Absolutely haunting, and hilarious, novel about two men who find themselves searching for a dozen eggs during the Nazis’ siege of Leningrad.
Lev Beniov is on citizen patrol when he and his friends see a dead paratrooper drift to ground near their apartment. It’s after curfew but they are starving and are drawn to the treasures this man must have on him, like warm boots, chocolate, alcohol, cigarettes, weapons, anything.
Unfortunately the patrols catch the friends in the act and Lev is captured and thrown into the Crosses. The Crosses is where people are brought and shot. During the night Koyla, a soldier and apparently deserter, is thrown into the same cell as Lev. Koyla is full of confidence and swagger.
“So you think they’ll shoot us in the morning?”
“I doubt it. They’re not preserving us for the night just to shoot us tomorrow.” He sounded quite jaunty about it, as if we were discussing a sporting event, as if the outcome wasn’t particularly momentous no matter which way it went.
chapter 2
Where Koyla is full of drive, Lev is cowardly.
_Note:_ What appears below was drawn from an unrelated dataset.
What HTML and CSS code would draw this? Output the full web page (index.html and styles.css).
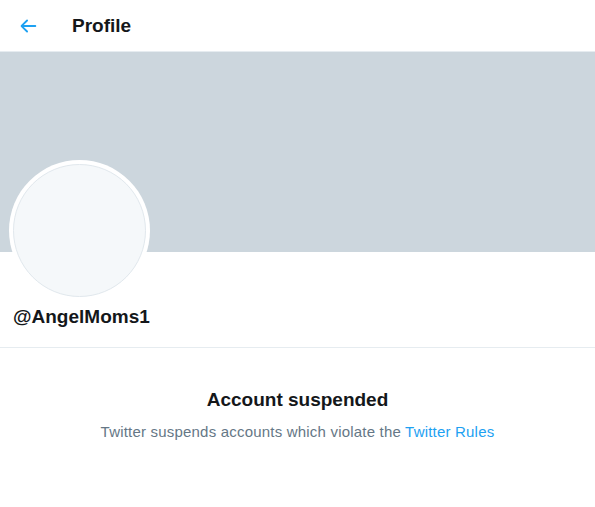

The two—a thief and a deserter—are sent out to find a dozen eggs for a wedding cake. A top colonel’s daughter is getting married. The absurdity of war.
One moment they have minutes to live, the next a sniper is flirting with them, they have a lead on eggs, they are running from cannibals who are making sausages out of unsuspecting market goers, apartments collapse, soliders freeze, girls are kept warm and fed to be prostitutes to the Germans. It’s sad and funny and desperate all at the same time.
If you like Chekhov and adventure stories, this is a well-paced novel with all the joy and misery of war that you can imagine.